Thompson adds that this same approach can be used across the fleet for numerous types of training.
Using Luma to do part of the orientation training and paperwork has played a part in improving its show rate percentages.
“If the driver commits to doing those nuggets, instead of just telling a recruiter, ‘I’ll be there,’ they’re more likely to show up for orientation," Thompson says. "This year we’re at a 96% show rate." This process also demonstrates to new drivers Ascend's commitment to driver safety.
Customized and Personal Training
One of the features the Ascend team liked about the Luma platform was that they can create the content and load it into the system themselves.

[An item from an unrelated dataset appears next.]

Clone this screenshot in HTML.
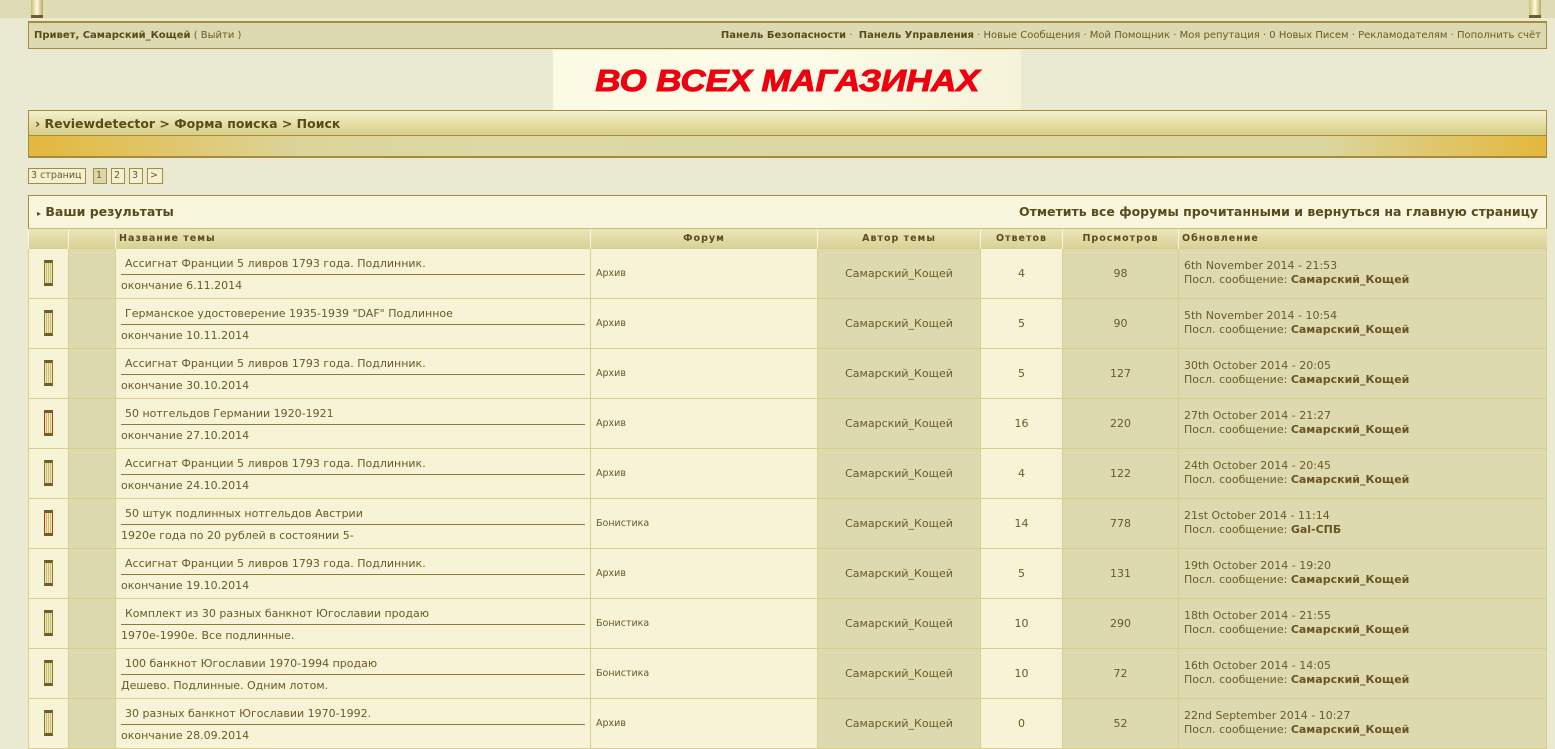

“We talk about being a people-first culture here at Ascend, and I think that’s one of the biggest benefits I love about creating our own videos and making it part of that," Anderson says. "It’s not just some paid actor that’s creating a video. So many times, when we go into orientation, they say ‘You’re the guy from the video!’ Before they got here they’ve already made a connection with the company, not just the recruiter they talked to on the phone.”
The Ascend team is already thinking to what it can do with the system in the future.
For example, the company is in the process of building a system where every power unit will get a unique QR code. The driver will be able to scan the QR code and gain access to tractor permits, cab cards, insurance documents, anything they would need during a roadside inspection.
When asked if there were any challenges involved in adopting the new training system, Anderson said It took a lot of manpower and time to actually create the videos.
“Once we created them, the process of getting them uploaded is easy," he says.
In Ascend’s case, Anderson already had video editing skills. He suggests that other companies looking to create a similar training program “find someone that knows how to edit and make videos.”
Other than that, challenges were minimal, and the Ascend team said Luma's customer service was excellent in helping them through the few there were.